History's orphans
With my mother's 80th birthday approaching, I have in the past year developed a keen interest in history. Dozens of nights of searching internet databases to help build a family tree have turned up all manner of facts I hadn't known or realised about my forebears. They are probably of little interest to anyone other than me and my relatives, but they have made me more aware of who I am, where I came from and how I got here. The sense of pride and understanding this has brought makes me realise Hong Kong has much to gain from paying better attention to its past.
No one famous has been turned up by my research. The people from humble backgrounds have nonetheless been present at some of the most important events that shaped modern Australia.

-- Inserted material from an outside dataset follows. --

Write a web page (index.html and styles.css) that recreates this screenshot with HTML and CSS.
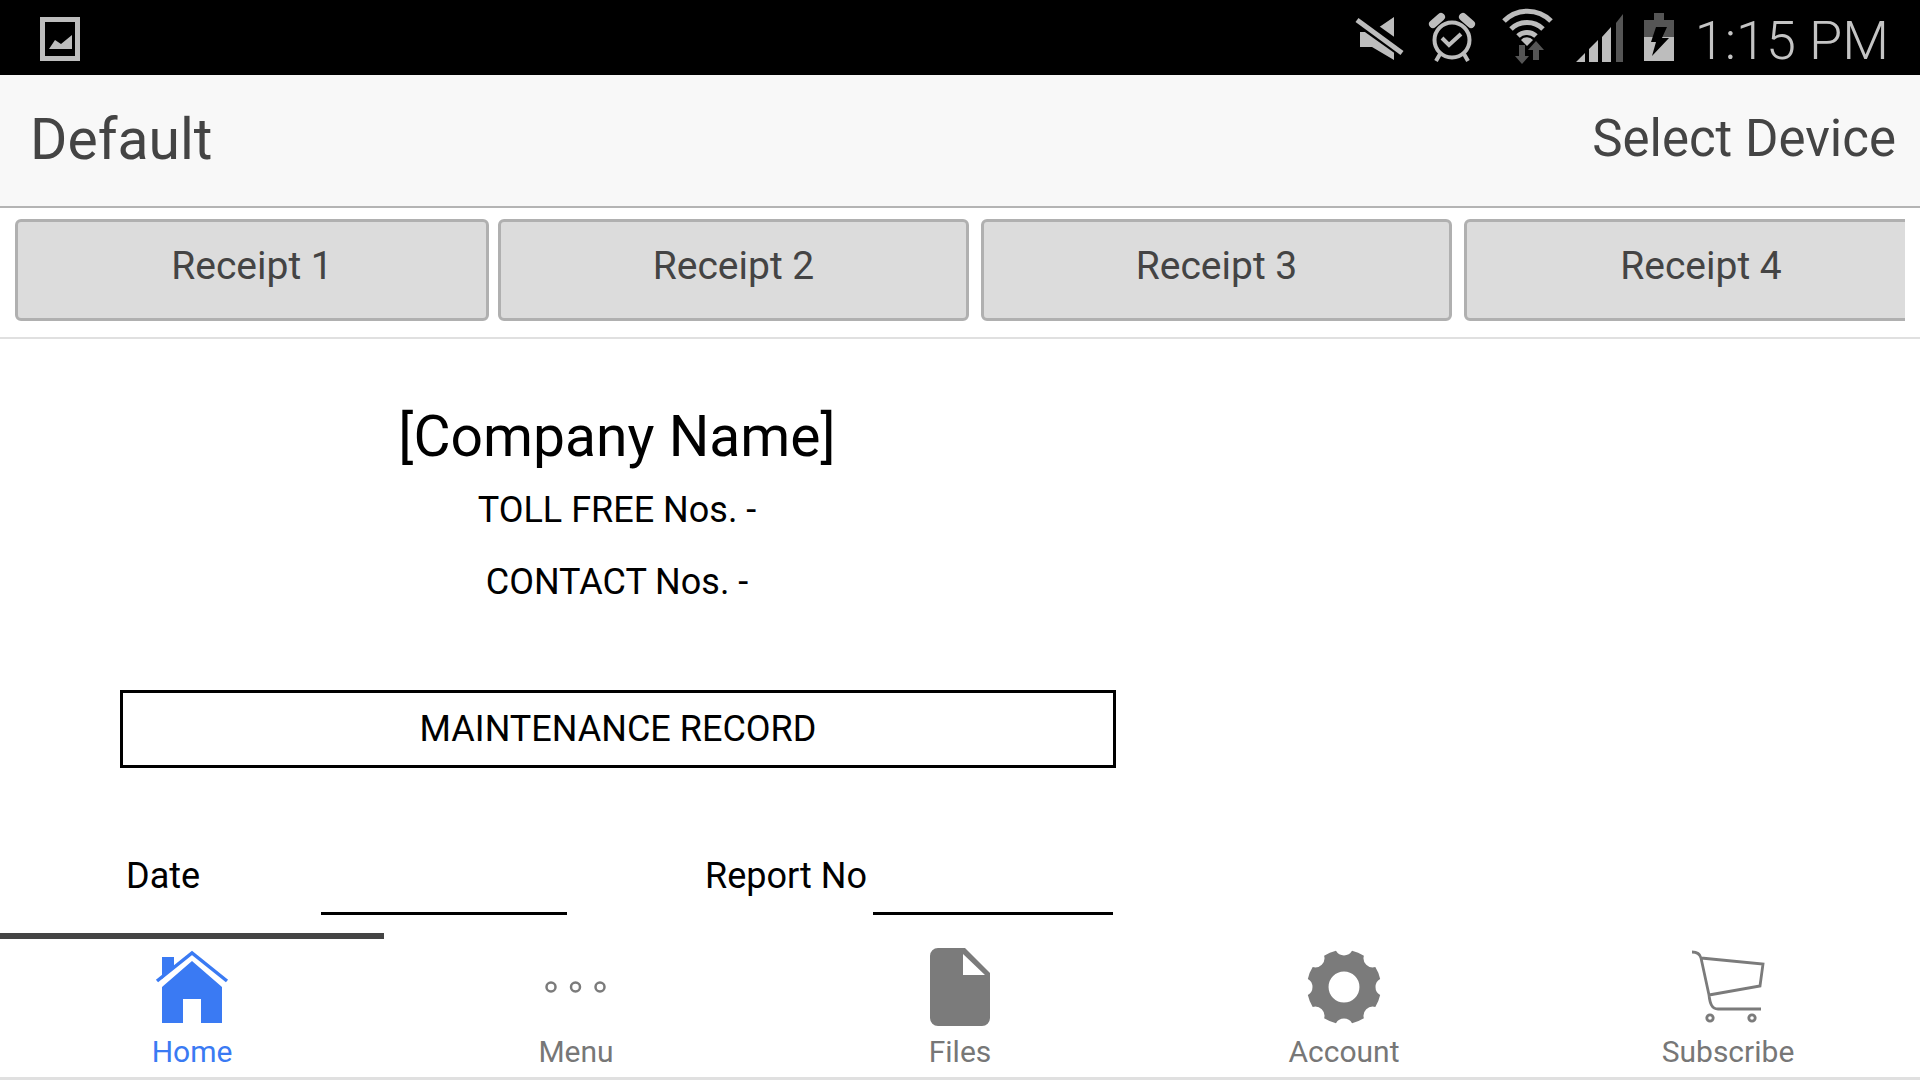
FILE: index.html
```html
<!DOCTYPE html>
<html lang="en">
<head>
<meta charset="utf-8">
<title>Default</title>
<link rel="stylesheet" href="styles.css">
</head>
<body>
<div class="app">
  <div class="status-bar">
    <svg class="status-photo" viewBox="40 17 40 44" aria-hidden="true">
      <path class="st-main" fill-rule="evenodd" d="M40 17h40v44H40zM45 22v34h30V22z"/>
      <path class="st-main" d="M49 49l6-9 6 4 11-9v14z"/>
    </svg>
    <div class="status-right">
      <svg class="st-icon w-mute" viewBox="1355 0 62 75" aria-hidden="true">
        <path class="st-main" d="M1361 32h12l22-15v43l-22-13h-12z"/>
        <path class="st-gap" d="M1352 14l56 40"/>
        <path class="st-slash" d="M1358 20l45 33"/>
      </svg>
      <svg class="st-icon w-clock" viewBox="1417 0 73 75" aria-hidden="true">
        <circle class="st-line" cx="1453" cy="40" r="17.5"/>
        <path class="st-bell" d="M1434 24l8-7M1472 24l-8-7"/>
        <path class="st-line" d="M1443 38l7 7 12-11M1441 54l-4 7M1465 54l4 7"/>
      </svg>
      <svg class="st-icon w-wifi" viewBox="1490 0 74 75" aria-hidden="true">
        <path class="st-wifi" d="M1505 21a33 33 0 0 1 47 0"/>
        <path class="st-wifi" d="M1512 29a23 23 0 0 1 32 0"/>
        <path class="st-wifi" d="M1519 36a13 13 0 0 1 18 0"/>
        <path class="st-main" d="M1522 40l6 6 6-6a8 8 0 0 0-12 0z"/>
        <path class="st-dark" d="M1520 45h6v11h4l-7 8-7-8h4zM1534 60h6V50h5l-8-9-8 9h5z"/>
      </svg>
      <svg class="st-icon w-signal" viewBox="1564 0 71 75" aria-hidden="true">
        <path class="st-main" d="M1577 62l9-9v9zM1590 62V49l9-9v22zM1603 62V37l9-10v35z"/>
        <path class="st-dark" d="M1617 62V23l7-9v48z"/>
      </svg>
      <svg class="st-icon w-battery" viewBox="1635 0 55 75" aria-hidden="true">
        <path class="st-dark" d="M1655 13h10v7h10v21h-30V20h10z"/>
        <path class="st-main" d="M1645 37h30v24h-30z"/>
        <path class="st-bolt" d="M1657 27h11l-5 11h7l-17 18 4-14h-5z"/>
      </svg>
      <span class="status-time">1:15 PM</span>
    </div>
  </div>

  <header class="title-bar">
    <span class="title-name">Default</span>
    <span class="title-action">Select Device</span>
  </header>

  <div class="tabs-band">
    <div class="tabs-clip">
      <button class="rcpt rcpt-first">Receipt 1</button>
      <button class="rcpt">Receipt 2</button>
      <button class="rcpt">Receipt 3</button>
      <button class="rcpt rcpt-last">Receipt 4</button>
    </div>
  </div>

  <main class="doc-area">
    <div class="doc">
      <h1 class="doc-company">[Company Name]</h1>
      <p class="doc-line doc-toll">TOLL FREE Nos. -</p>
      <p class="doc-line doc-contact">CONTACT Nos. -</p>
      <div class="doc-title">MAINTENANCE RECORD</div>
      <div class="doc-form">
        <span class="form-label">Date</span>
        <span class="form-rule"></span>
        <span class="form-label form-label-report">Report No</span>
        <span class="form-rule"></span>
      </div>
    </div>
  </main>

  <nav class="bottom-nav">
    <div class="nav-indicator"></div>
    <div class="nav-items">
      <a class="nav-item is-active">
        <svg class="nav-icon" viewBox="142 939 100 90" aria-hidden="true">
          <path class="ic-blue" d="M162 957h12v10l-12 12z"/>
          <path class="ic-blue-line" d="M157 981l35-28 35 28"/>
          <path class="ic-blue" d="M192 961l30 26v36h-21v-24h-18v24h-21v-36z"/>
        </svg>
        <span class="nav-label">Home</span>
      </a>
      <a class="nav-item">
        <svg class="nav-icon" viewBox="526 939 100 90" aria-hidden="true">
          <circle class="ic-ring" cx="551" cy="987" r="4.5"/>
          <circle class="ic-ring" cx="575.500" cy="987" r="4.5"/>
          <circle class="ic-ring" cx="600" cy="987" r="4.5"/>
        </svg>
        <span class="nav-label">Menu</span>
      </a>
      <a class="nav-item">
        <svg class="nav-icon" viewBox="910 939 100 90" aria-hidden="true">
          <path class="ic-gray" fill-rule="evenodd" d="M938 948h27l25 25v45a8 8 0 0 1-8 8h-44a8 8 0 0 1-8-8v-62a8 8 0 0 1 8-8zM963 954v21h22z"/>
        </svg>
        <span class="nav-label">Files</span>
      </a>
      <a class="nav-item">
        <svg class="nav-icon" viewBox="1294 939 100 90" aria-hidden="true">
          <path class="ic-gray" fill-rule="evenodd" transform="translate(1344 987) scale(1.03)" d="M35.100 7.800A36 36 0 0 1 30.400 19.300A9 9 0 0 0 19.300 30.400A36 36 0 0 1 7.800 35.100A9 9 0 0 0-7.800 35.100A36 36 0 0 1-19.300 30.400A9 9 0 0 0-30.400 19.300A36 36 0 0 1-35.100 7.800A9 9 0 0 0-35.100-7.800A36 36 0 0 1-30.400-19.300A9 9 0 0 0-19.300-30.400A36 36 0 0 1-7.800-35.100A9 9 0 0 0 7.800-35.100A36 36 0 0 1 19.300-30.400A9 9 0 0 0 30.400-19.300A36 36 0 0 1 35.100-7.800A9 9 0 0 0 35.100 7.800zM15 0A15 15 0 1 0-15 0A15 15 0 1 0 15 0z"/>
        </svg>
        <span class="nav-label">Account</span>
      </a>
      <a class="nav-item">
        <svg class="nav-icon" viewBox="1678 939 100 90" aria-hidden="true">
          <path class="ic-cart" d="M1692 952c5 0 8 2 9 6l8 37c1 9 3 14 9 14h43M1701 958l62 6-3 22-51 9"/>
          <circle class="ic-wheel" cx="1710" cy="1018" r="3.200"/>
          <circle class="ic-wheel" cx="1752" cy="1018" r="3.200"/>
        </svg>
        <span class="nav-label">Subscribe</span>
      </a>
    </div>
  </nav>
</div>
</body>
</html>
```

FILE: styles.css
```css
* { box-sizing: border-box; }
html, body { margin: 0; padding: 0; }
body { font-family: Roboto, "Liberation Sans", sans-serif; background: #fff; overflow: hidden; }

.app { display: flex; flex-direction: column; width: 1920px; height: 1080px; }

/* status bar */
.status-bar { display: flex; align-items: center; justify-content: space-between; height: 75px; flex: none; background: #000; padding-left: 40px; padding-right: 30px; }
.status-photo { width: 40px; height: 44px; margin-top: 3px; }
.status-right { display: flex; align-items: flex-start; height: 75px; }
.st-icon { height: 75px; flex: none; display: block; }
.w-mute { width: 62px; }
.w-clock { width: 73px; }
.w-wifi { width: 74px; }
.w-signal { width: 71px; }
.w-battery { width: 55px; }
.st-main { fill: #bdbdbd; }
.st-dark { fill: #555; }
.st-bolt { fill: #000; }
.st-gap { stroke: #000; stroke-width: 13; fill: none; }
.st-slash { stroke: #bdbdbd; stroke-width: 5; fill: none; }
.st-line { stroke: #bdbdbd; stroke-width: 4; fill: none; }
.st-bell { stroke: #bdbdbd; stroke-width: 8; fill: none; stroke-linecap: round; }
.st-wifi { stroke: #bdbdbd; stroke-width: 5; fill: none; }
.status-time { font-size: 54px; font-weight: 300; color: #c4c4c4; line-height: 82px; margin-left: 6px; margin-right: 1px; white-space: nowrap; }

/* title bar */
.title-bar { display: flex; justify-content: space-between; align-items: flex-start; height: 133px; flex: none; background: #f8f8f8; border-bottom: 2px solid #b4b4b4; padding: 0 24px 0 30px; color: #444; }
.title-name { font-size: 57px; line-height: 66px; margin-top: 32px; }
.title-action { font-size: 51px; line-height: 62px; margin-top: 33px; }

/* receipt tabs */
.tabs-band { height: 131px; flex: none; background: #fff; border-bottom: 2px solid #e0e0e0; padding: 11px 15px 0; }
.tabs-clip { display: flex; overflow: hidden; width: 1890px; }
.rcpt { flex: none; width: 471px; height: 102px; margin: 0 12px 0 0; padding: 0 0 9px; border: 3px solid #b0b0b0; border-radius: 6px; background: #dcdcdc; color: #444; font-family: Roboto, "Liberation Sans", sans-serif; font-size: 39px; line-height: 48px; }
.rcpt-first { width: 474px; margin-right: 9px; }
.rcpt-last { width: 474px; margin-right: 0; }

/* document */
.doc-area { flex: 1; min-height: 0; overflow: hidden; background: #fff; padding: 65px 0 0 120px; }
.doc { width: 996px; color: #000; }
.doc-company { margin: 0; padding-right: 2px; font-size: 57px; font-weight: 400; line-height: 66px; text-align: center; }
.doc-line { margin: 0; padding-right: 2px; font-size: 36px; line-height: 44px; text-align: center; }
.doc-toll { margin-top: 18px; }
.doc-contact { margin-top: 28px; }
.doc-title { margin-top: 86px; height: 78px; border: 3px solid #000; font-size: 36px; line-height: 72px; text-align: center; }
.doc-form { display: grid; grid-template-columns: 195px 246px 138px 168px 240px; margin: 86px 0 0 6px; height: 61px; font-size: 36px; line-height: 44px; }
.form-label-report { grid-column: 4; white-space: nowrap; }
.form-rule { border-bottom: 3px solid #000; }

/* bottom nav */
.bottom-nav { flex: none; height: 147px; background: #fff; border-bottom: 3px solid #e0e0e0; }
.nav-indicator { width: 384px; height: 6px; background: #444; }
.nav-items { display: grid; grid-template-columns: repeat(5, 384px); }
.nav-item { display: flex; flex-direction: column; align-items: center; color: #777; }
.nav-item.is-active { color: #3a7af3; }
.nav-icon { width: 100px; height: 90px; display: block; }
.nav-label { font-size: 30px; line-height: 36px; margin-top: 5px; }
.ic-blue { fill: #3a7af3; }
.ic-blue-line { fill: none; stroke: #3a7af3; stroke-width: 3.500; }
.ic-gray { fill: #7b7b7b; }
.ic-ring { fill: none; stroke: #7b7b7b; stroke-width: 2.500; }
.ic-cart { fill: none; stroke: #7b7b7b; stroke-width: 2.800; stroke-linejoin: miter; }
.ic-wheel { fill: none; stroke: #7b7b7b; stroke-width: 2.800; }
```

My ancestors were on the First Fleet convict ships that sailed from England in 1787 to found a new British colony, among the migrants who fled the Highland clearances of Scotland in the 1830s, working the goldfields in the latter half of the 19th century and on the battlegrounds at Gallipoli in 1915. Family lore says my great-great-grandmother rode the horse of bushranger Ned Kelly and my father left the misery of post-war Germany to build the suburbs that turned the capital, Canberra, from a village to a city. It's a heritage that would make any Australian proud.
A year ago I had barely an inkling of these events. I believed that where my family had come from was of minor significance to where my life was going. Thinking that the past has little bearing on the present and future is a common error made by societies. Hong Kong has been especially prone to the problem since its British colonial days began in 1842. Progress has been perceived as tearing down the past, which is why so few buildings of even half a century ago remain. But history matters. 'He who controls the past controls the future' - the totalitarian party slogan from English writer George Orwell's landmark book 1984 - is as apt a way of expressing its importance as there could be. Answers for the future lie in what happened in the past. We need to do our best to preserve it physically and, if that is not possible, its memory.
That's why an idea floated in this newspaper last week by local historians Dan Waters and Tony Banham has me so interested. They believe that forgotten people, places and events should be remembered with plaques, much as happens in cities elsewhere. There are a sprinkling of these already, but some, like that on the boulder in Chater Garden that tells of the 1890 to 1904 reclamation, have become almost illegible or obscured. A few, like the one that once marked 8 Gough Street, where revolutionary Sun Yat-sen held meetings, disappeared when the building was demolished.
Waters sent me an extensive and compelling partial wish-list. Among plaques he would like to see are ones in front of the Hung Shing Temple in Queen's Road East showing the water line when British rule began; marking Victoria Barracks in Hong Kong Park, the British command headquarters when the Japanese attacked in 1941; showing Queen's Pier, where dignitaries arrived and departed; indicating that 41 Conduit Road, where the Foreign Correspondents' Club once stood, was where most of the 1955 Hollywood movie Love is a Many-Splendored Thing, was filmed; and kung fu star Bruce Lee's home in Kowloon Tong.
Politics shouldn't be allowed to get in the way. Debate raging in the Letters to the Editor column on which flag should fly at the Cenotaph in Central are telling. The People's Republic of China did not exist at the time of the two wars that are remembered and Chinese were not the only participants - yet no other flag is represented. Banham's suggestion to me that a plaque-laying project should be tourism-led, and directed by a committee that includes historians and academics at its core, is crucial.